## Goal of the exercise
Count the lines below that contain the word "components", and reply with only that number.

╭──

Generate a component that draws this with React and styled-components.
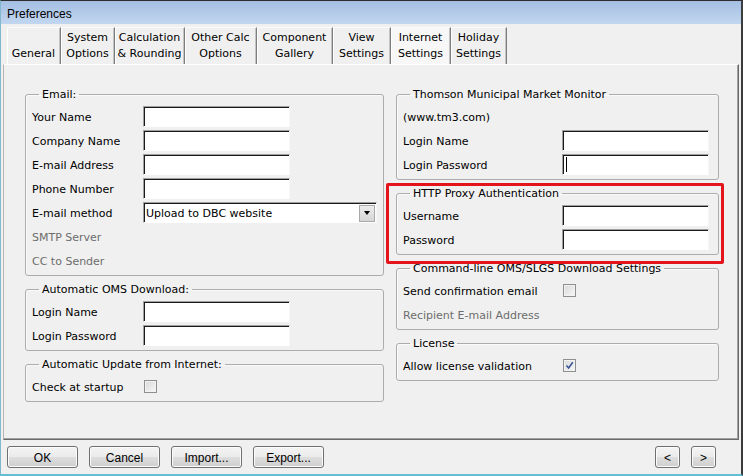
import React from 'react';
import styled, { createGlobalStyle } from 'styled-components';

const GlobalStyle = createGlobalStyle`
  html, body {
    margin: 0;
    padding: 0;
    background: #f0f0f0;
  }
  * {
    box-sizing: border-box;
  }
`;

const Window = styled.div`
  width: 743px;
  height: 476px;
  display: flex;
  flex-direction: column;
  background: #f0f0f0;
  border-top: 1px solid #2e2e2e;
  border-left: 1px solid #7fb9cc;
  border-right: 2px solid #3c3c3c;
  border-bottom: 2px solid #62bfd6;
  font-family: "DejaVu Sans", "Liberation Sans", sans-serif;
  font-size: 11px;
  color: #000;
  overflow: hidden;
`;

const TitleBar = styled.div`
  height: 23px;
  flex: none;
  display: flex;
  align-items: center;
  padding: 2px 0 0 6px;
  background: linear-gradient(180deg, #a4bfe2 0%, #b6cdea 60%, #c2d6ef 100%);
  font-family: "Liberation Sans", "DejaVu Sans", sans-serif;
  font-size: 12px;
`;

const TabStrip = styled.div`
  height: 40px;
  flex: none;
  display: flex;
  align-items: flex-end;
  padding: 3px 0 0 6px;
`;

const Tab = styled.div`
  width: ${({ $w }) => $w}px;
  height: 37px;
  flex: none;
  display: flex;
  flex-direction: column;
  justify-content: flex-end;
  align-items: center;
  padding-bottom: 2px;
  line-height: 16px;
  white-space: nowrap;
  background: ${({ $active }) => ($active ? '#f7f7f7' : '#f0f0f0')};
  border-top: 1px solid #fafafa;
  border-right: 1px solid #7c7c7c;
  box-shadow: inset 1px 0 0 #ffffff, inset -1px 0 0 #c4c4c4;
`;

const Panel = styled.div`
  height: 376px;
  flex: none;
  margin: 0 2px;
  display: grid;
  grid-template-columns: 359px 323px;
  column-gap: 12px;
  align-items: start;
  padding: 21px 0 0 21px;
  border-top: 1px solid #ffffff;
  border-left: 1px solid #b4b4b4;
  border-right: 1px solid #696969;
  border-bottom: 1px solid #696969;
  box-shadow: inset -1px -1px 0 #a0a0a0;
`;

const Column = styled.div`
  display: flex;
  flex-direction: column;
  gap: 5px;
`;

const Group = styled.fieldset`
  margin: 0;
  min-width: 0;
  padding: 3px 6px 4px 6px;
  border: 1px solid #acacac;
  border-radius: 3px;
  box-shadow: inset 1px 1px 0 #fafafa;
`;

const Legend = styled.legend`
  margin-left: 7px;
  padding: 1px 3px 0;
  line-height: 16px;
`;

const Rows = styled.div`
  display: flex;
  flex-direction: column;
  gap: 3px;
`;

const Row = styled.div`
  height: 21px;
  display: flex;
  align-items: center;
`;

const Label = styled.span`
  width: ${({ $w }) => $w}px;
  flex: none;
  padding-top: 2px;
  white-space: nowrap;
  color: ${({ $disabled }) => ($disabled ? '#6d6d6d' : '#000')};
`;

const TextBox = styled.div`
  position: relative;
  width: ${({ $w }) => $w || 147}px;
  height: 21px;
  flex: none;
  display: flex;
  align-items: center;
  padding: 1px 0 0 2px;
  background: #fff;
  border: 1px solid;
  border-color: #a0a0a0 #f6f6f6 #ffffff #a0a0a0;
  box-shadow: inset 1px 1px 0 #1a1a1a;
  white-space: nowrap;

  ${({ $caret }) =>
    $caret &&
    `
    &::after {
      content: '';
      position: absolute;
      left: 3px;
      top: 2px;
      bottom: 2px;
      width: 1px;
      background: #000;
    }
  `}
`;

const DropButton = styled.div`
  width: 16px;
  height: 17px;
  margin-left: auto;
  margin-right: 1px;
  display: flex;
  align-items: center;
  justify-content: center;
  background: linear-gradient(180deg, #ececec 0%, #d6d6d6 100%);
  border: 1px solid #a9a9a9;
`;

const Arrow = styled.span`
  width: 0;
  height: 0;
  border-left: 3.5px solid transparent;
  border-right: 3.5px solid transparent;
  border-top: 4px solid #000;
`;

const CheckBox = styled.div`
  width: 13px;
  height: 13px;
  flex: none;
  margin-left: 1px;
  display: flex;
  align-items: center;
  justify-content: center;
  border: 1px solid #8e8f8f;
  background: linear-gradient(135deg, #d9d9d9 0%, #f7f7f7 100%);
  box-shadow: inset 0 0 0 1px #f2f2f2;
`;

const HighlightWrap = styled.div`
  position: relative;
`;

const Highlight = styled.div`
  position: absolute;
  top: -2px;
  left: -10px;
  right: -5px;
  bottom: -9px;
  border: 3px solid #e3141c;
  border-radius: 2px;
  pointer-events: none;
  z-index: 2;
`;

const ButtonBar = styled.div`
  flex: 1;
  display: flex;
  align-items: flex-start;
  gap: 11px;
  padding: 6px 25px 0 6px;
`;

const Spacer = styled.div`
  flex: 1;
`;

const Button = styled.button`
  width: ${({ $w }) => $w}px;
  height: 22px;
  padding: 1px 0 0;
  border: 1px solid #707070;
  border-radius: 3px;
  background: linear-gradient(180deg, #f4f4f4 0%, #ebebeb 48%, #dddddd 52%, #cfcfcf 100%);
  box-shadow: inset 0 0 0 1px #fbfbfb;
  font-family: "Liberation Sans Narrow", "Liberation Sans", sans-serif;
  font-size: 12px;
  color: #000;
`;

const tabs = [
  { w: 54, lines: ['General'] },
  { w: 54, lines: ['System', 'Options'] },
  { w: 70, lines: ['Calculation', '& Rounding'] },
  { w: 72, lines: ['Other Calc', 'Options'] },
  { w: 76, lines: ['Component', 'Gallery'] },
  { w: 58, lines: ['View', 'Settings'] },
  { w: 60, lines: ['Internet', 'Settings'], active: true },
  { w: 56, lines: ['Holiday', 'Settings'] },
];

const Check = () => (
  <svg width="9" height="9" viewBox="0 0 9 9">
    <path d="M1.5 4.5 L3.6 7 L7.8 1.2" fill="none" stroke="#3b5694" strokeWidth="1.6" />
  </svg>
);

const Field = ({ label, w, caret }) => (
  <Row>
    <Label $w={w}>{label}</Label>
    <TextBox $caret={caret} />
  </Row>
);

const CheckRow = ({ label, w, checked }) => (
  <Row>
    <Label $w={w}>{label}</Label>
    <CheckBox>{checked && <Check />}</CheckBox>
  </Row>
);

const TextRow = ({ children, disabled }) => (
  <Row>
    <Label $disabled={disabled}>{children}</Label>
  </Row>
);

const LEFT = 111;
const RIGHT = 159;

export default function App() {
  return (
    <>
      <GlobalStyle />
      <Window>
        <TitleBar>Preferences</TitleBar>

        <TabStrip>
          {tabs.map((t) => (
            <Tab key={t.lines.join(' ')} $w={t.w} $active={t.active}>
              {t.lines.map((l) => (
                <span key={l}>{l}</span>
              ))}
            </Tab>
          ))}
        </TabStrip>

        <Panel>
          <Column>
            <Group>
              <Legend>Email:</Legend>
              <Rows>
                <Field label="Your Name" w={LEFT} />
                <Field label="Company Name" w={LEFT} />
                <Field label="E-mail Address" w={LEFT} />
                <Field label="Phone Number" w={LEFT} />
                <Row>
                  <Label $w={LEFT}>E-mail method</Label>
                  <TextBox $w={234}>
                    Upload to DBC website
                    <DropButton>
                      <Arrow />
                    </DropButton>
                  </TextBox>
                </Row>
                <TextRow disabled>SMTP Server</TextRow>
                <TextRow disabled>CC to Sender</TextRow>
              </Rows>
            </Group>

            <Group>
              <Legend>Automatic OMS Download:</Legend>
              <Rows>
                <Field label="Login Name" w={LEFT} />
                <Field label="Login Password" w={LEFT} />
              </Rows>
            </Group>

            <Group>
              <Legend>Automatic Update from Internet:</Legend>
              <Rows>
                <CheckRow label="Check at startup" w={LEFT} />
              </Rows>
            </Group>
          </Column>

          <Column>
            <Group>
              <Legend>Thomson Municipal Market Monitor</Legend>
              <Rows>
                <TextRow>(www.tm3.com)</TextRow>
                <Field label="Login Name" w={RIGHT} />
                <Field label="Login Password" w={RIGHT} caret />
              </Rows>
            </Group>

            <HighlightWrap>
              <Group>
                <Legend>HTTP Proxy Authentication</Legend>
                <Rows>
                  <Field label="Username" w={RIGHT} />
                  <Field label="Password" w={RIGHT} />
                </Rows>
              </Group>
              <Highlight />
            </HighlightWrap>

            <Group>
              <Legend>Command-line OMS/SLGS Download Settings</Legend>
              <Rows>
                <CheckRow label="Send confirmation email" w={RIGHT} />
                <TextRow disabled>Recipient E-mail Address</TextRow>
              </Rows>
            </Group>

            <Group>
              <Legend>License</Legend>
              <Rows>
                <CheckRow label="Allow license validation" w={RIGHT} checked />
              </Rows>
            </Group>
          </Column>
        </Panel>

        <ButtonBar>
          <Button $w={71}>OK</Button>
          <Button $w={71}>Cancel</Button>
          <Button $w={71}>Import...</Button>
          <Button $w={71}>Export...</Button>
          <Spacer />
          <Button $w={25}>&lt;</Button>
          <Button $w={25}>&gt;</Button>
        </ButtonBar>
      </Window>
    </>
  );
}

╰──

## Task result
2